Pinewood_007Pinewood Studios, located in the county of Buckinghamshire in Britain, and the famous UK home to the 50-year old James Bond franchise, has had its latest expansion plans blocked by the local authorities.

The Studios, which is hoping to be a key host of the new Stars Wars movie to be filmed in Britain in 2014, and also wants to accommodate Bond 24 when it begins production, had its latest application for planning permission to expand rejected by South Buckinghamshire District Council, losing the bid by just two votes (six Councillors voted against and four voted in favour). The vote was held on Wednesday, May 15. The Council stated that it still had ‘concerns’ over the proposed development of the site, including worries about the possible impact on ‘greenbelt’ land.

As the JBIFC reported previously, supporters of the expansion plan, including Skyfall director Sam Mendes, saw the plan as offering a major boost to movie studio facilities in the UK, and the company which owns Pinewood Shepperton have expressed fears that the 007 franchise could possibly move elsewhere, as film-making capacity in the UK has reached its limit, and studios in other countries are keen to woo investment from filmmakers in a highly competitive international market.

Pinewood’s chairman, Lord Grade, responding to the rejection decision, said he was ‘very disappointed’ that they could only convince four out of the ten local Councillors that voted, as ‘it is important to create jobs and invest in the creative industries’. He added: ‘It was really very close and it was more about emotion than rational argument’. He also said he had found the debate ‘depressing’ and he could not understand the thinking of some of the Councillors: ‘If you were trying to build the original Pinewood from 70 years ago today these people would try and stop you’.

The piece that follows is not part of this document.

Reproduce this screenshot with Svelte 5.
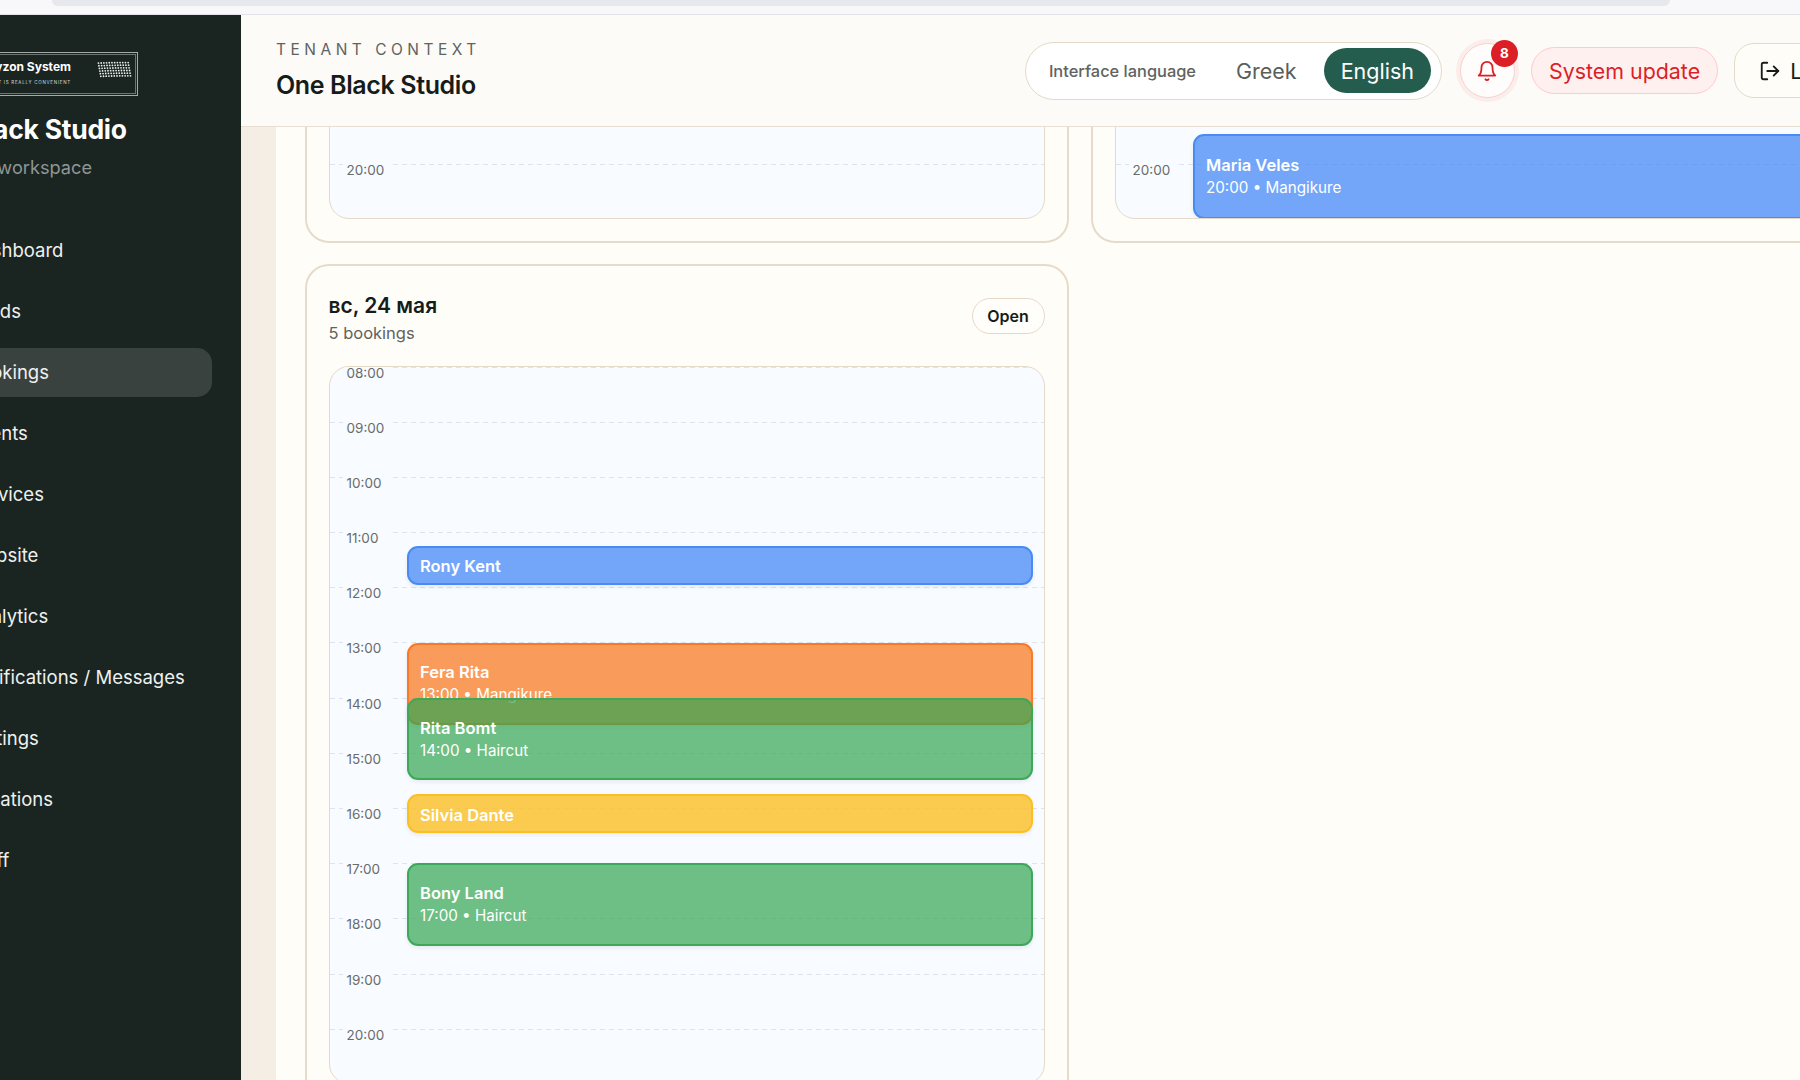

When asked about the ‘greenbelt’ concerns, Grade challenged this and said the land in question was ‘blighted grazingland’ on the edge of the M25 motorway. Lord Grade also strongly hinted that Pinewood intends to appeal against the decision.

The company which owns Pinewood and Shepperton, together with additional TV studio facilities in Teddington in South-West London, is run by Lord Grade and Ivan Dunleavy. They first submitted ambitious expansion plans for Pinewood in 2009. These included proposals for a mix of housing and ‘streetscapes’ that would double up as movie sets, but these were rejected. Another version of the expansion plan was also ruled against by central government in London in January, 2012.

The latest expansion plan put forward by Pinewood had dropped the housing element of the original plan, and claimed that the new blueprint would create 3,000 new jobs and add £150m a year to the UK economy. It also highlighted the considerable ‘knock-on’ effects and benefits from financial investment in the local economy when major Hollywood movies are shot at Pinewood, including the 007 films, which often make use of the local countryside areas for location purposes.

However, despite there being less opposition to the new plan this time round, it was clearly still not enough to persuade local Councillors to pass it. It now looks as if Pinewood will have to try another day.

Bond Trivia Note: For the secret volcano crater base in the fifth 007 movie, You Only Live Twice (1967), Albert R. Broccoli handed Ken Adam $1m (a phenomenal sum at the time). The volcano set designed by Adam and constructed at Pinewood was 130 foot high and had a diameter of 440 foot, and local residents from miles around regularly came to the perimeter fence of the Studios just to catch a view of the massive set.